Goal — Quote every line as written. Omit pictures.

___ Raw data

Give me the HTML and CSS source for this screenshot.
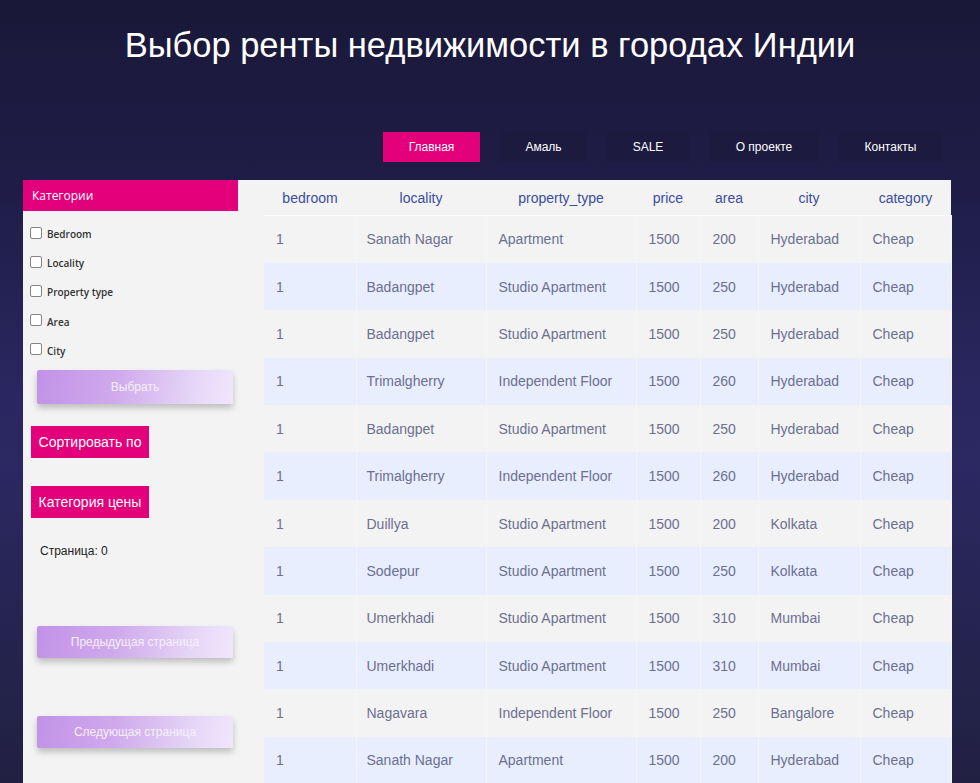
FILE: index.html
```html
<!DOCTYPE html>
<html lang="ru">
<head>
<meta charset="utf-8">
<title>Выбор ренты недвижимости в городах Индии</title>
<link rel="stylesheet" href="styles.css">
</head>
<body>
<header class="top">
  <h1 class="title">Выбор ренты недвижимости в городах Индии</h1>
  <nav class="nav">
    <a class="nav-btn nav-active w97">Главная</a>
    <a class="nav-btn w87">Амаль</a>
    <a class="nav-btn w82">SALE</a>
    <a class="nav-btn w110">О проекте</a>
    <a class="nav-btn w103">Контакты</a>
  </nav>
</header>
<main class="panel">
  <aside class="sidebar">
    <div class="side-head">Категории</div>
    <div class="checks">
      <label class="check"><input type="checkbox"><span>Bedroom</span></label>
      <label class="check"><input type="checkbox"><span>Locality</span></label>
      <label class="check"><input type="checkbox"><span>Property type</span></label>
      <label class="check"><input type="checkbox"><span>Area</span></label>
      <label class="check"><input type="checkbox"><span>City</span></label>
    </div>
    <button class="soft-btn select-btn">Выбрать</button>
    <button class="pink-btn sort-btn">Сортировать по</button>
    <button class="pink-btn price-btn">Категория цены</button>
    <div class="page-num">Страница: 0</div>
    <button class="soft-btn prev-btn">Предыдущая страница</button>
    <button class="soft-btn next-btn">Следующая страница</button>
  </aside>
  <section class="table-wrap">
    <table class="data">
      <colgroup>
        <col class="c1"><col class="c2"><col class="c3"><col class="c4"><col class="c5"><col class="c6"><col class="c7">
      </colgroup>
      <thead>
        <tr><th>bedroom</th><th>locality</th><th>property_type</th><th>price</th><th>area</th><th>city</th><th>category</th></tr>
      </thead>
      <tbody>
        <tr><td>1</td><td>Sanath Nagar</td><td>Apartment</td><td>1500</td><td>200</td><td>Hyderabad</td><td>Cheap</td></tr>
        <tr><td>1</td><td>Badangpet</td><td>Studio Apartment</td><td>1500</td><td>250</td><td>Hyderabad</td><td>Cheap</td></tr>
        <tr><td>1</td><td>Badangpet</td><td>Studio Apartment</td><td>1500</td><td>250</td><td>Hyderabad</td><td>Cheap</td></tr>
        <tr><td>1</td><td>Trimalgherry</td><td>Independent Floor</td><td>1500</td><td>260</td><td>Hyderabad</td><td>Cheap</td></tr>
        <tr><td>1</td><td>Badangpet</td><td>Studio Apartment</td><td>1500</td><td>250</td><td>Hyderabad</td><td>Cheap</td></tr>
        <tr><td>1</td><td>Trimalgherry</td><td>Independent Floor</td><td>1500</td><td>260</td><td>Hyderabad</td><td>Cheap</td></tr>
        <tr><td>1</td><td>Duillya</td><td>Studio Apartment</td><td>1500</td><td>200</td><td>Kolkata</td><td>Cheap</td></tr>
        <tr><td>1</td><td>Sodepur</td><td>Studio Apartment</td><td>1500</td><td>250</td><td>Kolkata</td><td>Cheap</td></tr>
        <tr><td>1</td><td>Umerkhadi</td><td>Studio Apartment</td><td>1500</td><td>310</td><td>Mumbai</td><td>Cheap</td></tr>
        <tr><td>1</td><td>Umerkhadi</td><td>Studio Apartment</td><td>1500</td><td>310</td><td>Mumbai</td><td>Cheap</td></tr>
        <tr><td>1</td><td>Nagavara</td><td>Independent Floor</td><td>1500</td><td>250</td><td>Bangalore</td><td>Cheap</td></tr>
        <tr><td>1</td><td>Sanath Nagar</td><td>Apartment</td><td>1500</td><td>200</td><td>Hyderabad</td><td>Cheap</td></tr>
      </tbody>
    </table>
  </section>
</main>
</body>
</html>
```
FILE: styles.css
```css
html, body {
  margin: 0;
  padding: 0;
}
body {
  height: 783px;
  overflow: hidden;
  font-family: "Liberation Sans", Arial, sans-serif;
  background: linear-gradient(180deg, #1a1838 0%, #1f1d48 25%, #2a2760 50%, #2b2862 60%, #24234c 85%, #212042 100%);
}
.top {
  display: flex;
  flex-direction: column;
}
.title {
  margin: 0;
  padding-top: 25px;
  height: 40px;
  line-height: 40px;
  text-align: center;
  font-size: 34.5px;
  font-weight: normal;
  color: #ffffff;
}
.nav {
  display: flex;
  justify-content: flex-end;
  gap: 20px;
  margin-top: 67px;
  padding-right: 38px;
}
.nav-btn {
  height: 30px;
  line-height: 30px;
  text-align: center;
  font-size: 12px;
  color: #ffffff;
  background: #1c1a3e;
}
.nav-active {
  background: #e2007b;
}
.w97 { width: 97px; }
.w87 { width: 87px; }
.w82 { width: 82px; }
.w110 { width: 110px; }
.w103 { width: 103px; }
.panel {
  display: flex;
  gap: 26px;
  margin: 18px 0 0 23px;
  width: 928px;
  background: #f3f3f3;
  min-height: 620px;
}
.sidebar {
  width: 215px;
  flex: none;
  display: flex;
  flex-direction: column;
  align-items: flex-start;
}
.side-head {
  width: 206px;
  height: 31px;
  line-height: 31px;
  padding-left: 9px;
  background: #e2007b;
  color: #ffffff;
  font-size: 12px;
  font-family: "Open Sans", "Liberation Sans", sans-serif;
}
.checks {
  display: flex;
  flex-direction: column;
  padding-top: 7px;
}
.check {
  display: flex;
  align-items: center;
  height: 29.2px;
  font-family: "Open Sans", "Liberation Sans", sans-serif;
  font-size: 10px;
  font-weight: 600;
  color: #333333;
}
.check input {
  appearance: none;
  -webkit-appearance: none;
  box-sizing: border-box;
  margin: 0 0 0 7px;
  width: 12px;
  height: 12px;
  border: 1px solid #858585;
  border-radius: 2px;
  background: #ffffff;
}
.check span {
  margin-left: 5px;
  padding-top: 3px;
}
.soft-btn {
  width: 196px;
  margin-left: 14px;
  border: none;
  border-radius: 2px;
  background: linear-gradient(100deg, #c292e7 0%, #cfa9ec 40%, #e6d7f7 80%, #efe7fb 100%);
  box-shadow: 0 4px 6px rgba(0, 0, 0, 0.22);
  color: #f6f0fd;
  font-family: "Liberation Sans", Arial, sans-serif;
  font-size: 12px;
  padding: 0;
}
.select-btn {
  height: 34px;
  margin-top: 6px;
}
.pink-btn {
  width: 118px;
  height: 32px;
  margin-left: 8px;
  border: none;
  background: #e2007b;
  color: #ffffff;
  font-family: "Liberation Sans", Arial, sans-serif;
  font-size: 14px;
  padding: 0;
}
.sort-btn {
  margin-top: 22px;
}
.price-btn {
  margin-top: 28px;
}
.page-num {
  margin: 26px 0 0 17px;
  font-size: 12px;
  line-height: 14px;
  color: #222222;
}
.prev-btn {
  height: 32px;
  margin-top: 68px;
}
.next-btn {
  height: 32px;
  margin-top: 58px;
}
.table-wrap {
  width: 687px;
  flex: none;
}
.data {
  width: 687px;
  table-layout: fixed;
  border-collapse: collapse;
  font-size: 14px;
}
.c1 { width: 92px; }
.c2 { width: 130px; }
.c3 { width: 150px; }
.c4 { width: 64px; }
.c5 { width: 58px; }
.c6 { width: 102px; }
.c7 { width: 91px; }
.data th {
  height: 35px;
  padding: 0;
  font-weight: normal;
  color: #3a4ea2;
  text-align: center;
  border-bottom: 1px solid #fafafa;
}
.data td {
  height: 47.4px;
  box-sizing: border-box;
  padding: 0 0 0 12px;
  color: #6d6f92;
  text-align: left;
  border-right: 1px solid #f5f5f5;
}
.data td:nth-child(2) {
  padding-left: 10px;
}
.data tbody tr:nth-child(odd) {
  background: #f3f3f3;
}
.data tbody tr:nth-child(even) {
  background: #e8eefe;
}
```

______

Answer to the problem —
Give me the HTML and CSS source for this screenshot.
FILE: index.html
```html
<!DOCTYPE html>
<html lang="ru">
<head>
<meta charset="utf-8">
<title>Выбор ренты недвижимости в городах Индии</title>
<link rel="stylesheet" href="styles.css">
</head>
<body>
<header class="top">
  <h1 class="title">Выбор ренты недвижимости в городах Индии</h1>
  <nav class="nav">
    <a class="nav-btn nav-active w97">Главная</a>
    <a class="nav-btn w87">Амаль</a>
    <a class="nav-btn w82">SALE</a>
    <a class="nav-btn w110">О проекте</a>
    <a class="nav-btn w103">Контакты</a>
  </nav>
</header>
<main class="panel">
  <aside class="sidebar">
    <div class="side-head">Категории</div>
    <div class="checks">
      <label class="check"><input type="checkbox"><span>Bedroom</span></label>
      <label class="check"><input type="checkbox"><span>Locality</span></label>
      <label class="check"><input type="checkbox"><span>Property type</span></label>
      <label class="check"><input type="checkbox"><span>Area</span></label>
      <label class="check"><input type="checkbox"><span>City</span></label>
    </div>
    <button class="soft-btn select-btn">Выбрать</button>
    <button class="pink-btn sort-btn">Сортировать по</button>
    <button class="pink-btn price-btn">Категория цены</button>
    <div class="page-num">Страница: 0</div>
    <button class="soft-btn prev-btn">Предыдущая страница</button>
    <button class="soft-btn next-btn">Следующая страница</button>
  </aside>
  <section class="table-wrap">
    <table class="data">
      <colgroup>
        <col class="c1"><col class="c2"><col class="c3"><col class="c4"><col class="c5"><col class="c6"><col class="c7">
      </colgroup>
      <thead>
        <tr><th>bedroom</th><th>locality</th><th>property_type</th><th>price</th><th>area</th><th>city</th><th>category</th></tr>
      </thead>
      <tbody>
        <tr><td>1</td><td>Sanath Nagar</td><td>Apartment</td><td>1500</td><td>200</td><td>Hyderabad</td><td>Cheap</td></tr>
        <tr><td>1</td><td>Badangpet</td><td>Studio Apartment</td><td>1500</td><td>250</td><td>Hyderabad</td><td>Cheap</td></tr>
        <tr><td>1</td><td>Badangpet</td><td>Studio Apartment</td><td>1500</td><td>250</td><td>Hyderabad</td><td>Cheap</td></tr>
        <tr><td>1</td><td>Trimalgherry</td><td>Independent Floor</td><td>1500</td><td>260</td><td>Hyderabad</td><td>Cheap</td></tr>
        <tr><td>1</td><td>Badangpet</td><td>Studio Apartment</td><td>1500</td><td>250</td><td>Hyderabad</td><td>Cheap</td></tr>
        <tr><td>1</td><td>Trimalgherry</td><td>Independent Floor</td><td>1500</td><td>260</td><td>Hyderabad</td><td>Cheap</td></tr>
        <tr><td>1</td><td>Duillya</td><td>Studio Apartment</td><td>1500</td><td>200</td><td>Kolkata</td><td>Cheap</td></tr>
        <tr><td>1</td><td>Sodepur</td><td>Studio Apartment</td><td>1500</td><td>250</td><td>Kolkata</td><td>Cheap</td></tr>
        <tr><td>1</td><td>Umerkhadi</td><td>Studio Apartment</td><td>1500</td><td>310</td><td>Mumbai</td><td>Cheap</td></tr>
        <tr><td>1</td><td>Umerkhadi</td><td>Studio Apartment</td><td>1500</td><td>310</td><td>Mumbai</td><td>Cheap</td></tr>
        <tr><td>1</td><td>Nagavara</td><td>Independent Floor</td><td>1500</td><td>250</td><td>Bangalore</td><td>Cheap</td></tr>
        <tr><td>1</td><td>Sanath Nagar</td><td>Apartment</td><td>1500</td><td>200</td><td>Hyderabad</td><td>Cheap</td></tr>
      </tbody>
    </table>
  </section>
</main>
</body>
</html>
```
FILE: styles.css
```css
html, body {
  margin: 0;
  padding: 0;
}
body {
  height: 783px;
  overflow: hidden;
  font-family: "Liberation Sans", Arial, sans-serif;
  background: linear-gradient(180deg, #1a1838 0%, #1f1d48 25%, #2a2760 50%, #2b2862 60%, #24234c 85%, #212042 100%);
}
.top {
  display: flex;
  flex-direction: column;
}
.title {
  margin: 0;
  padding-top: 25px;
  height: 40px;
  line-height: 40px;
  text-align: center;
  font-size: 34.5px;
  font-weight: normal;
  color: #ffffff;
}
.nav {
  display: flex;
  justify-content: flex-end;
  gap: 20px;
  margin-top: 67px;
  padding-right: 38px;
}
.nav-btn {
  height: 30px;
  line-height: 30px;
  text-align: center;
  font-size: 12px;
  color: #ffffff;
  background: #1c1a3e;
}
.nav-active {
  background: #e2007b;
}
.w97 { width: 97px; }
.w87 { width: 87px; }
.w82 { width: 82px; }
.w110 { width: 110px; }
.w103 { width: 103px; }
.panel {
  display: flex;
  gap: 26px;
  margin: 18px 0 0 23px;
  width: 928px;
  background: #f3f3f3;
  min-height: 620px;
}
.sidebar {
  width: 215px;
  flex: none;
  display: flex;
  flex-direction: column;
  align-items: flex-start;
}
.side-head {
  width: 206px;
  height: 31px;
  line-height: 31px;
  padding-left: 9px;
  background: #e2007b;
  color: #ffffff;
  font-size: 12px;
  font-family: "Open Sans", "Liberation Sans", sans-serif;
}
.checks {
  display: flex;
  flex-direction: column;
  padding-top: 7px;
}
.check {
  display: flex;
  align-items: center;
  height: 29.2px;
  font-family: "Open Sans", "Liberation Sans", sans-serif;
  font-size: 10px;
  font-weight: 600;
  color: #333333;
}
.check input {
  appearance: none;
  -webkit-appearance: none;
  box-sizing: border-box;
  margin: 0 0 0 7px;
  width: 12px;
  height: 12px;
  border: 1px solid #858585;
  border-radius: 2px;
  background: #ffffff;
}
.check span {
  margin-left: 5px;
  padding-top: 3px;
}
.soft-btn {
  width: 196px;
  margin-left: 14px;
  border: none;
  border-radius: 2px;
  background: linear-gradient(100deg, #c292e7 0%, #cfa9ec 40%, #e6d7f7 80%, #efe7fb 100%);
  box-shadow: 0 4px 6px rgba(0, 0, 0, 0.22);
  color: #f6f0fd;
  font-family: "Liberation Sans", Arial, sans-serif;
  font-size: 12px;
  padding: 0;
}
.select-btn {
  height: 34px;
  margin-top: 6px;
}
.pink-btn {
  width: 118px;
  height: 32px;
  margin-left: 8px;
  border: none;
  background: #e2007b;
  color: #ffffff;
  font-family: "Liberation Sans", Arial, sans-serif;
  font-size: 14px;
  padding: 0;
}
.sort-btn {
  margin-top: 22px;
}
.price-btn {
  margin-top: 28px;
}
.page-num {
  margin: 26px 0 0 17px;
  font-size: 12px;
  line-height: 14px;
  color: #222222;
}
.prev-btn {
  height: 32px;
  margin-top: 68px;
}
.next-btn {
  height: 32px;
  margin-top: 58px;
}
.table-wrap {
  width: 687px;
  flex: none;
}
.data {
  width: 687px;
  table-layout: fixed;
  border-collapse: collapse;
  font-size: 14px;
}
.c1 { width: 92px; }
.c2 { width: 130px; }
.c3 { width: 150px; }
.c4 { width: 64px; }
.c5 { width: 58px; }
.c6 { width: 102px; }
.c7 { width: 91px; }
.data th {
  height: 35px;
  padding: 0;
  font-weight: normal;
  color: #3a4ea2;
  text-align: center;
  border-bottom: 1px solid #fafafa;
}
.data td {
  height: 47.4px;
  box-sizing: border-box;
  padding: 0 0 0 12px;
  color: #6d6f92;
  text-align: left;
  border-right: 1px solid #f5f5f5;
}
.data td:nth-child(2) {
  padding-left: 10px;
}
.data tbody tr:nth-child(odd) {
  background: #f3f3f3;
}
.data tbody tr:nth-child(even) {
  background: #e8eefe;
}
```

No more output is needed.